United Nations experts had urged Mnangagwa to reject enacting the bill that would severely restrict civic space and the right to freedom of association in the country.
The Senate passed the bill on February 1, 2023, and it has been awaiting Mnangagwa’s signature since then.
Legal watchdog Veritas, in an update on Wednesday, said Mnangagwa has kicked the bill back to parliament.
“He has now, according to Parliament’s Status of Bills, sent the bill back to parliament with reservations, in terms of section 131(6) of the Constitution,” Veritas said.
“We do not know the president’s reasons for referring the bill back to parliament: whether he considered it unconstitutional, because it certainly is, or whether he had other reservations about it.
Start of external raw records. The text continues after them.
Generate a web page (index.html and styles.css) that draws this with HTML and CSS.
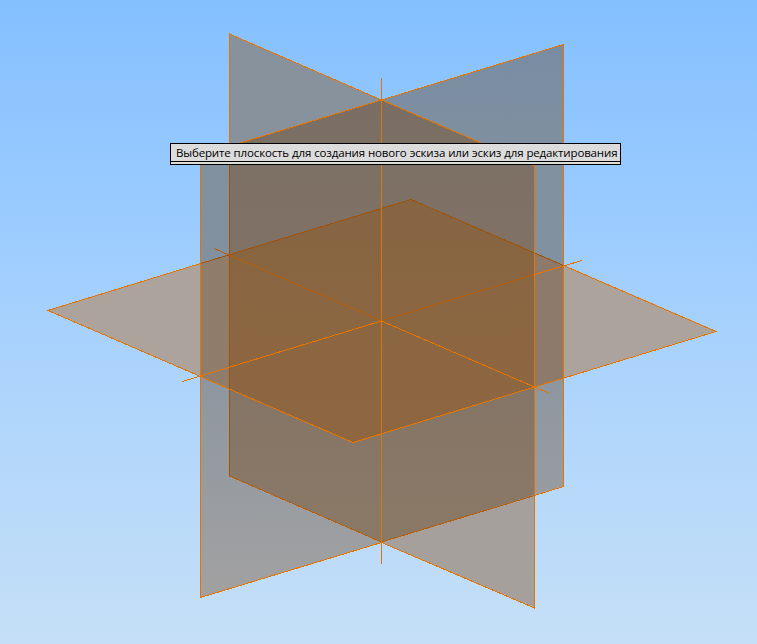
FILE: index.html
```
<!DOCTYPE html>
<html lang="ru">
<head>
<meta charset="utf-8">
<title>Эскиз</title>
<link rel="stylesheet" href="styles.css">
</head>
<body>
<main class="viewport">
  <svg class="scene" viewBox="0 0 757 644" width="757" height="644" aria-hidden="true">
    <defs>
      <linearGradient id="core" gradientUnits="userSpaceOnUse" x1="0" y1="100" x2="0" y2="542">
        <stop offset="0" stop-color="#7a6e64"/><stop offset="1" stop-color="#8b7967"/>
      </linearGradient>
      <linearGradient id="side" gradientUnits="userSpaceOnUse" x1="0" y1="44" x2="0" y2="597">
        <stop offset="0" stop-color="#788ca3"/><stop offset=".2" stop-color="#80909f"/><stop offset=".4" stop-color="#8291a0"/><stop offset="1" stop-color="#a2a1a1"/>
      </linearGradient>
      <linearGradient id="overlap" gradientUnits="userSpaceOnUse" x1="0" y1="199" x2="0" y2="442">
        <stop offset="0" stop-color="#876542"/><stop offset="1" stop-color="#8e6741"/>
      </linearGradient>
    </defs>
    <!-- plane fills -->
    <path fill="#88929d" d="M229.500 34L381.500 100L229.500 146Z"/>
    <path fill="url(#side)" d="M381.500 100L564 44V486L534.500 495V166Z"/>
    <path fill="url(#side)" d="M200.500 155L229.500 146V476L381.500 542.500L200.500 597.500Z"/>
    <path fill="#a5a09b" d="M381.500 542.500L534.500 495V607.500Z"/>
    <path fill="#aca39d" d="M48 310L200.500 263.500V376.500Z"/>
    <path fill="#aca39d" d="M563.500 265L716 331L563.500 378Z"/>
    <path fill="#8f7c6b" d="M200.500 263.500L229.500 254.500V389L200.500 376.500Z"/>
    <path fill="#8e7a6a" d="M534.500 252.500L563.500 265V378L534.500 387Z"/>
    <path fill="url(#core)" d="M229.500 146L381.500 100L534.500 166V495L381.500 542.500L229.500 476Z"/>
    <path fill="url(#overlap)" d="M229.500 254.500L411 199.500L534.500 252.500V387L353 442.500L229.500 389Z"/>
    <!-- hidden edges -->
    <g class="edge edge-deep">
      <path d="M200.500 263.500L411 199.500L563.500 265.500"/>
      <path d="M229.500 146V476"/>
    </g>
    <g class="edge edge-dim">
      <path d="M229.500 476L381.500 542L534.500 495.500"/>
      <path d="M214 248.500L381.500 321L534.500 274.500"/>
    </g>
    <!-- visible edges -->
    <g class="edge">
      <path d="M229.500 146V34L381.500 100L534.500 166"/>
      <path d="M200.500 155L381.500 100L563.500 44.500V486.500L534.500 495.500"/>
      <path d="M200.500 155V597.500L381.500 542.500L534.500 608V166"/>
      <path d="M200.500 263.500L48 310.500L353 442.500L716 331.500L563.500 265.500"/>
      <path d="M182.500 381.500L381.500 321L549.500 393.500"/>
      <path d="M534.500 274.500L582 260.500"/>
    </g>
    <path class="edge edge-axis" d="M381.500 78V564"/>
  </svg>
  <div class="tooltip" role="tooltip"><span class="tooltip-text">Выберите плоскость для создания нового эскиза или эскиз для редактирования</span></div>
</main>
</body>
</html>
```
FILE: styles.css
```
body {
  margin: 0;
}

.viewport {
  position: relative;
  width: 757px;
  height: 644px;
  overflow: hidden;
  background: linear-gradient(#84c0ff, #98caff 30%, #acd4fc 58%, #c5dff7);
}

.scene {
  display: block;
}

.edge {
  fill: none;
  stroke: #e87400;
  stroke-width: 1;
  shape-rendering: crispEdges;
}

.edge-dim {
  stroke: #b95e05;
}

.edge-deep {
  stroke: #9f5208;
}

.edge-axis {
  stroke: #dc7710;
}

.tooltip {
  position: absolute;
  left: 170px;
  top: 143px;
  box-sizing: border-box;
  width: 451px;
  height: 22px;
  padding-left: 5px;
  border: 1px solid #000;
  background: linear-gradient(#dcdcdc 0 17px, #000 17px 18px, #dcdfd6 18px);
}

.tooltip-text {
  display: block;
  font: 11.5px/18px "Open Sans", "Noto Sans", sans-serif;
  letter-spacing: -0.15px;
  word-spacing: 0.2px;
  color: #000;
  white-space: nowrap;
}
```
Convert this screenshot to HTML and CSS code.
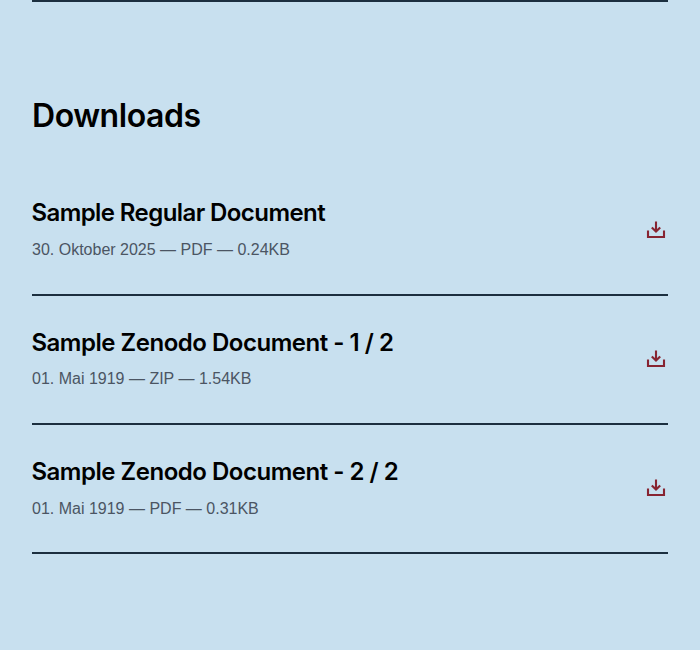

No doubt his reasons will be explained to the National Assembly in due course.”
Rights groups and lawyers had warned that the bill gave disproportionate and discretionary powers to the newly established Office of the Registrar of PVOs. The Registrar’s powers include the ability to consider, grant or reject the registration of PVOs, with little to no judicial recourse against such decisions.
The bill’s requirements would also immediately render existing organisations, operating lawfully as trusts and associations, illegal.
Justice minister Ziyambi Ziyambi, who steered the bill in parliament in the face of fierce resistance by opposition MPs, claimed the bill would stop PVOs from meddling in the country’s political affairs and limit them to their mandate. PVOs that defied the law would be deregistered.
“I think parliament has done a good job. The bill was debated and there was general support for [it],” Ziyambi said in February.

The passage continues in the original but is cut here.